Just six Republicans have announced they’ll break with their party to vote for Judge Sotomayor, while nearly three-quarters of Republican senators say they’ll oppose her. No Democrat has said she or he will oppose Judge Sotomayor.


Democrat readies Specter challenge

It appears that Republican turned Democrat Sen. Arlen Specter is formally getting challenged in Pennsylvania’s Democratic primary.

Rep. Joe Sestak, a former Navy vice admiral, has scheduled five campaign stops throughout the state Tuesday. At the first, at a VFW hall in his suburban Philadelphia district, he’s expected to announce his candidacy.

The announcement would not be a surprise. Mr. Sestak has already heavily campaigned in the state.

The five-term senator in April severed his decades-long ties with the Republican Party. He said, in part, it was to avoid a primary challenge with former Rep. Pat Toomey, who nearly beat him in the 2004 primary.


Obama praises Kuwait as ‘host’

President Obama says Kuwait has been an “outstanding host” for U.S. military stationed there during the war in Iraq and he looks forward to even stronger relations with the Persian Gulf nation.

Mr. Obama commented Monday in the Oval Office before a meeting with the Amir, Al-Ahmad Al-Jaber Al Sabah.

The U.S. military used Kuwait as a staging ground from which it led the coalition that invaded Iraq in 2003.

Mr. Obama said he and the Amir planned to discuss important regional issues, including making progress toward peace between the Arabs and Israelis, the war in Afghanistan, joint counterterrorism efforts and Iran.
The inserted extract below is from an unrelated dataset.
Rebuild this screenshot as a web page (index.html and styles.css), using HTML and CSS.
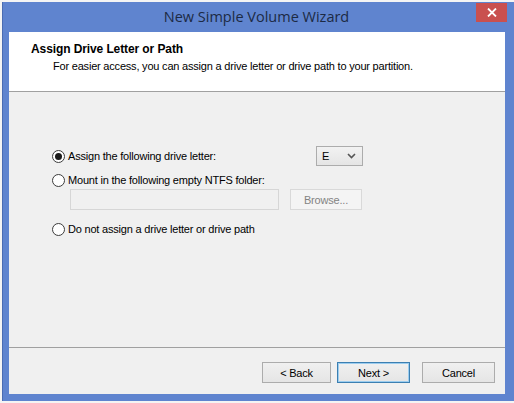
FILE: index.html
```html
<!DOCTYPE html>
<html lang="en">

<head>
    <meta charset="UTF-8">
    <title>New Simple Volume Wizard</title>
    <link rel="stylesheet" href="styles.css">
</head>

<body>
    <div class="desktop">
        <div class="window">
            <div class="titlebar">
                <span class="title">New Simple Volume Wizard</span>
                <button class="close" type="button">
                    <svg width="10" height="9" viewBox="0 0 10 9">
                        <path d="M1 0.5 L9 8.5 M9 0.5 L1 8.5" stroke="#fff" stroke-width="1.8" fill="none"/>
                    </svg>
                </button>
            </div>
            <div class="client">
                <div class="header">
                    <div class="head-title">Assign Drive Letter or Path</div>
                    <div class="head-sub">For easier access, you can assign a drive letter or drive path to your partition.</div>
                </div>
                <div class="content">
                    <div class="row row-first">
                        <label class="option">
                            <span class="radio checked"></span>
                            Assign the following drive letter:
                        </label>
                        <div class="select">
                            <span>E</span>
                            <svg width="9" height="6" viewBox="0 0 9 6">
                                <path d="M1 1 L4.5 4.5 L8 1" stroke="#555" stroke-width="1.6" fill="none"/>
                            </svg>
                        </div>
                    </div>
                    <div class="row">
                        <label class="option">
                            <span class="radio"></span>
                            Mount in the following empty NTFS folder:
                        </label>
                    </div>
                    <div class="folder">
                        <div class="textbox"></div>
                        <button class="btn disabled" type="button">Browse...</button>
                    </div>
                    <div class="row row-last">
                        <label class="option">
                            <span class="radio"></span>
                            Do not assign a drive letter or drive path
                        </label>
                    </div>
                </div>
                <div class="footer">
                    <button class="btn back" type="button">&lt; Back</button>
                    <button class="btn default" type="button">Next &gt;</button>
                    <button class="btn cancel" type="button">Cancel</button>
                </div>
            </div>
        </div>
    </div>
</body>

</html>
```

FILE: styles.css
```css
body {
    margin: 0;
    background: #f4f4f4;
    font-family: "Liberation Sans", Arial, sans-serif;
    font-size: 11px;
    letter-spacing: -0.2px;
    color: #000;
}

.desktop {
    width: 514px;
    height: 403px;
    padding: 2px 0 0 2px;
    box-sizing: border-box;
    overflow: hidden;
}

.window {
    width: 514px;
    height: 399px;
    background: #5f84cf;
    border-left: 1px solid #4a6cb3;
    box-sizing: border-box;
    display: flex;
    flex-direction: column;
}

.titlebar {
    height: 30px;
    position: relative;
    display: flex;
    align-items: center;
    justify-content: center;
}

.title {
    font-family: "Open Sans", "Noto Sans", sans-serif;
    font-size: 14.5px;
    letter-spacing: 0;
    color: #1c2a44;
    margin: -1px 6px 0 0;
}

.close {
    position: absolute;
    top: 1px;
    right: 9px;
    width: 31px;
    height: 19px;
    border: none;
    background: #c9504f;
    padding: 0;
    display: flex;
    align-items: center;
    justify-content: center;
}

.client {
    margin: 0 11px 7px 6px;
    flex: 1;
    background: #f0f0f0;
    display: flex;
    flex-direction: column;
}

.header {
    height: 59px;
    background: #fff;
    border-bottom: 1px solid #a0a0a0;
    box-sizing: content-box;
    padding-left: 22px;
}

.head-title {
    font-weight: bold;
    font-size: 12px;
    letter-spacing: -0.1px;
    margin-top: 10px;
}

.head-sub {
    margin-top: 4px;
    padding-left: 22px;
}

.content {
    flex: 1;
    padding: 54px 0 0 43px;
    border-bottom: 1px solid #a0a0a0;
}

.row {
    display: flex;
    align-items: center;
    height: 16px;
}

.row-first {
    height: 20px;
    margin-bottom: 6px;
}

.row-last {
    margin-top: 11px;
}

.option {
    display: flex;
    align-items: center;
    gap: 3px;
    width: 264px;
}

.radio {
    width: 13px;
    height: 13px;
    box-sizing: border-box;
    border: 1px solid #3c3c3c;
    border-radius: 50%;
    background: #fff;
    position: relative;
}

.radio.checked::after {
    content: "";
    position: absolute;
    left: 2px;
    top: 2px;
    width: 7px;
    height: 7px;
    border-radius: 50%;
    background: #1a1a1a;
}

.select {
    width: 47px;
    height: 20px;
    box-sizing: border-box;
    border: 1px solid #acacac;
    background: linear-gradient(#f2f2f2, #e5e5e5);
    display: flex;
    align-items: center;
    justify-content: space-between;
    padding: 0 6px 0 5px;
}

.folder {
    display: flex;
    gap: 11px;
    margin: 1px 0 0 18px;
}

.textbox {
    width: 209px;
    height: 21px;
    box-sizing: border-box;
    border: 1px solid #d6d6d6;
    background: #f0f0f0;
}

.btn {
    width: 73px;
    height: 21px;
    box-sizing: border-box;
    border: 1px solid #acacac;
    background: linear-gradient(#f0f0f0, #e5e5e5);
    font-family: "Liberation Sans", Arial, sans-serif;
    font-size: 11px;
    letter-spacing: -0.2px;
    color: #000;
    padding: 0;
}

.btn.disabled {
    width: 72px;
    background: #f4f4f4;
    border-color: #d9d9d9;
    color: #838383;
}

.btn.back {
    width: 69px;
}

.btn.default {
    border-color: #3c7fb1;
    box-shadow: inset 0 0 0 1px #9ccdef;
}

.footer {
    height: 46px;
    display: flex;
    align-items: flex-start;
    justify-content: flex-end;
    padding: 14px 10px 0 0;
    box-sizing: border-box;
}

.footer .default {
    margin-left: 6px;
}

.footer .cancel {
    margin-left: 12px;
}
```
Pardon boxer, 2 lawmakers urge

Two Republican lawmakers are urging President Obama to issue a posthumous pardon for boxer Jack Johnson, the black heavyweight champion who was imprisoned because of his romantic ties with a white woman.

Sen. John McCain of Arizona and Rep. Peter T. King of New York wrote to Mr. Obama about the pardon in a letter obtained by the Associated Press.

Congress has passed a resolution offered by the two lawmakers urging a pardon, which they call “long overdue.” Mr. McCain and Mr. King say a pardon would remove a stain on the nation’s history.

The White House had no immediate comment on the letter.

Mr. Johnson became the first black heavyweight champion 100 years before the nation elected Mr. Obama its first black president.


Mubarak sets White House visit

President Obama will welcome Egyptian President Hosni Mubarak on Aug. 18 to discuss the Middle East peace process and other issues, the White House said Monday.

“The two leaders will discuss the full range of issues of common concern - including Middle East peace, combating extremism and other regional threats, and promoting reform across the Arab world - as well as how to strengthen the bilateral relationship,” spokesman Robert Gibbs said in a statement.

“The president looks forward to building on his discussions with President Mubarak during his visit to Cairo on June 4th,” when Mr. Obama delivered a passionate speech to the Muslim world, Mr. Gibbs said.